Les quelques parents républicains qui ont eu le courage d’envoyer leurs enfants à mon école vont, pour ne pas laisser leurs enfants en péril, les envoyer à l’école libre pourvue de tout le confort moderne.
N’ayant personne pour soutenir mes droits et ne pouvant m’adresser au député de Cholet, j’ai pensé que votre haute bienveillance s’étendrait peut-être à l’humble institutrice qu’autrefois vous avez pu voir à La Réorthe.
Veuillez agréer, Monsieur, mes plus respectueuses salutations.
C. Naulet
Cette lettre ne fut pas écrite pour être publiée. Elle n’en a que plus de valeur puisque ce n’est, à aucun titre, une manifestation. Ayant vainement fait appel au maire de sa commune, à l’inspecteur d’académie et au préfet, quand la mauvaise volonté du maire fut constatée, la malheureuse institutrice, placée sous la haute tutelle de Mr Barthou [3], se voit laissée, sans une parole de réponse, dans le taudis malsain aux plafonds écroulés, dérisoirement qualifié d’école par notre très grand maitre de l’université. Point de recours. En désespoir de cause, elle s’adresse à celui dont les sentiments d’amitié lui sont connus, espérant que sa plainte pourra parvenir à l’oreille des grands. Je ne peux lui donner accès, par la voie du journal, qu’au public seulement.
Deux ans d’inutiles sollicitations pour obtenir que le bâtiment scolaire ne s’écroulât pas sur les élèves ! Le maire regarde pourrir son école, l’inspecteur d’académie, grand républicain comme celui de Langres, se demande, à l’exemple de son collègue, s’il ne serait pas contraire à la neutralité scolaire d’empêcher l’école de crouler, car cela pourrait amener des « contestations ». Le préfet, qui est un bon républicain également, a fini par lui faire une réponse, mais bizarre, puisque ce fut pour faire accorder une subvention à une école libre, rivale de l’école laïque. Moyennant quoi les élèves de l’école laïque des Cerqueux vont passer à l’école de la congrégation.
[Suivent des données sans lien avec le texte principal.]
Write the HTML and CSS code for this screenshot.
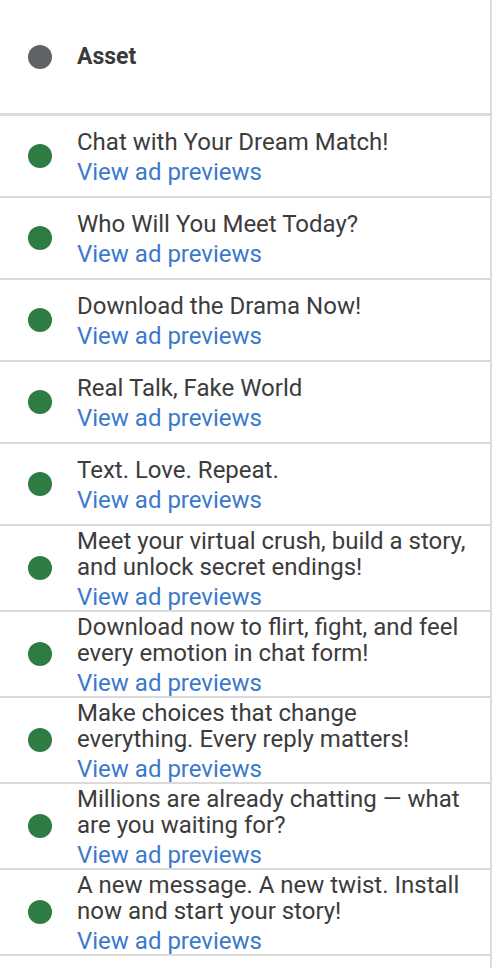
FILE: index.html
```html
<!DOCTYPE html>
<html lang="en">
<head>
<meta charset="utf-8">
<title>Assets</title>
<link rel="stylesheet" href="styles.css">
</head>
<body>
<div class="table">
  <div class="head">
    <span class="dot dot-gray"></span>
    <span class="head-label">Asset</span>
  </div>
  <div class="row"><span class="dot"></span><div class="cell"><div class="title">Chat with Your Dream Match!</div><a class="link">View ad previews</a></div></div>
  <div class="row"><span class="dot"></span><div class="cell"><div class="title">Who Will You Meet Today?</div><a class="link">View ad previews</a></div></div>
  <div class="row"><span class="dot"></span><div class="cell"><div class="title">Download the Drama Now!</div><a class="link">View ad previews</a></div></div>
  <div class="row"><span class="dot"></span><div class="cell"><div class="title">Real Talk, Fake World</div><a class="link">View ad previews</a></div></div>
  <div class="row"><span class="dot"></span><div class="cell"><div class="title">Text. Love. Repeat.</div><a class="link">View ad previews</a></div></div>
  <div class="row"><span class="dot"></span><div class="cell"><div class="title">Meet your virtual crush, build a story, and unlock secret endings!</div><a class="link">View ad previews</a></div></div>
  <div class="row"><span class="dot"></span><div class="cell"><div class="title">Download now to flirt, fight, and feel every emotion in chat form!</div><a class="link">View ad previews</a></div></div>
  <div class="row"><span class="dot"></span><div class="cell"><div class="title">Make choices that change everything. Every reply matters!</div><a class="link">View ad previews</a></div></div>
  <div class="row"><span class="dot"></span><div class="cell"><div class="title">Millions are already chatting — what are you waiting for?</div><a class="link">View ad previews</a></div></div>
  <div class="row"><span class="dot"></span><div class="cell"><div class="title">A new message. A new twist. Install now and start your story!</div><a class="link">View ad previews</a></div></div>
</div>
</body>
</html>
```

FILE: styles.css
```css
html, body {
  margin: 0;
  padding: 0;
  background: #ffffff;
}
body {
  font-family: Roboto, "Liberation Sans", Arial, sans-serif;
  color: #3c3c3c;
  height: 968px;
  overflow: hidden;
}
.table {
  width: 490px;
  border-right: 2px solid #dcdcdc;
  min-height: 968px;
}
.head {
  display: flex;
  align-items: center;
  height: 113px;
  border-bottom: 3px solid #dadada;
  padding-left: 28px;
  gap: 25px;
}
.head-label {
  font-size: 23px;
  font-weight: 700;
  color: #3a3a3a;
}
.dot {
  flex: none;
  width: 24px;
  height: 24px;
  border-radius: 50%;
  background: #2f7b44;
}
.dot-gray {
  background: #5f6368;
}
.row {
  display: flex;
  align-items: center;
  min-height: 80px;
  border-bottom: 2px solid #dadada;
  padding-left: 28px;
  gap: 25px;
}
.cell {
  display: flex;
  flex-direction: column;
  padding: 2px 20px 0 0;
  font-size: 24px;
}
.title {
  line-height: 26px;
}
.link {
  display: block;
  margin-top: 4px;
  line-height: 26px;
  color: #3a79cc;
  text-decoration: none;
}
```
Pour achever le tableau, il faudrait qu’après une « enquête » de Mr Klotz [4], Mr Barthou révoquât la petite institutrice de Maine et Loire, ce serait complet.
G. Clémenceau
Dans L’homme libre du 12 novembre 1913, Georges Clémenceau évoque à nouveau le sujet en ces termes :
SUBVENTIONS AUX ECOLES LIBRES
L’Homme libre (M. G. Clémenceau)
On se souvient que Mlle Naulet reprocha au préfet d’avoir autorisé le conseil municipal de Saint Clément des levées près Saumur, à subventionner une école libre. L’administration préfectorale protesta énergiquement contre cette assertion. La loi du 30 octobre 1886 interdit, en effet, toute subvention municipale aux écoles privées. Mais la loi ne serait pas la loi, si les grands interprétateurs ne s’étaient réservés quelques moyens de la tourner.
En effet, le Conseil d’Etat s’est empressé de reconnaître aux Conseils municipaux le droit de voter un secours, soit en argent, soit en nature, aux élèves indigents des écoles privées. Le préfet allègue qu’il n’a fait que se conformer à ce principe qui aboutit à la violation manifeste de la loi. Mais tant que le Conseil d’Etat n’aura pas changé le sens des mots de la langue française, tous les gens de bon sens proclameront que l’institutrice des Cerqueux n’a fait que constater la vérité lorsqu’elle a dit que l’administration autorisait les subventions municipales a l’école privée.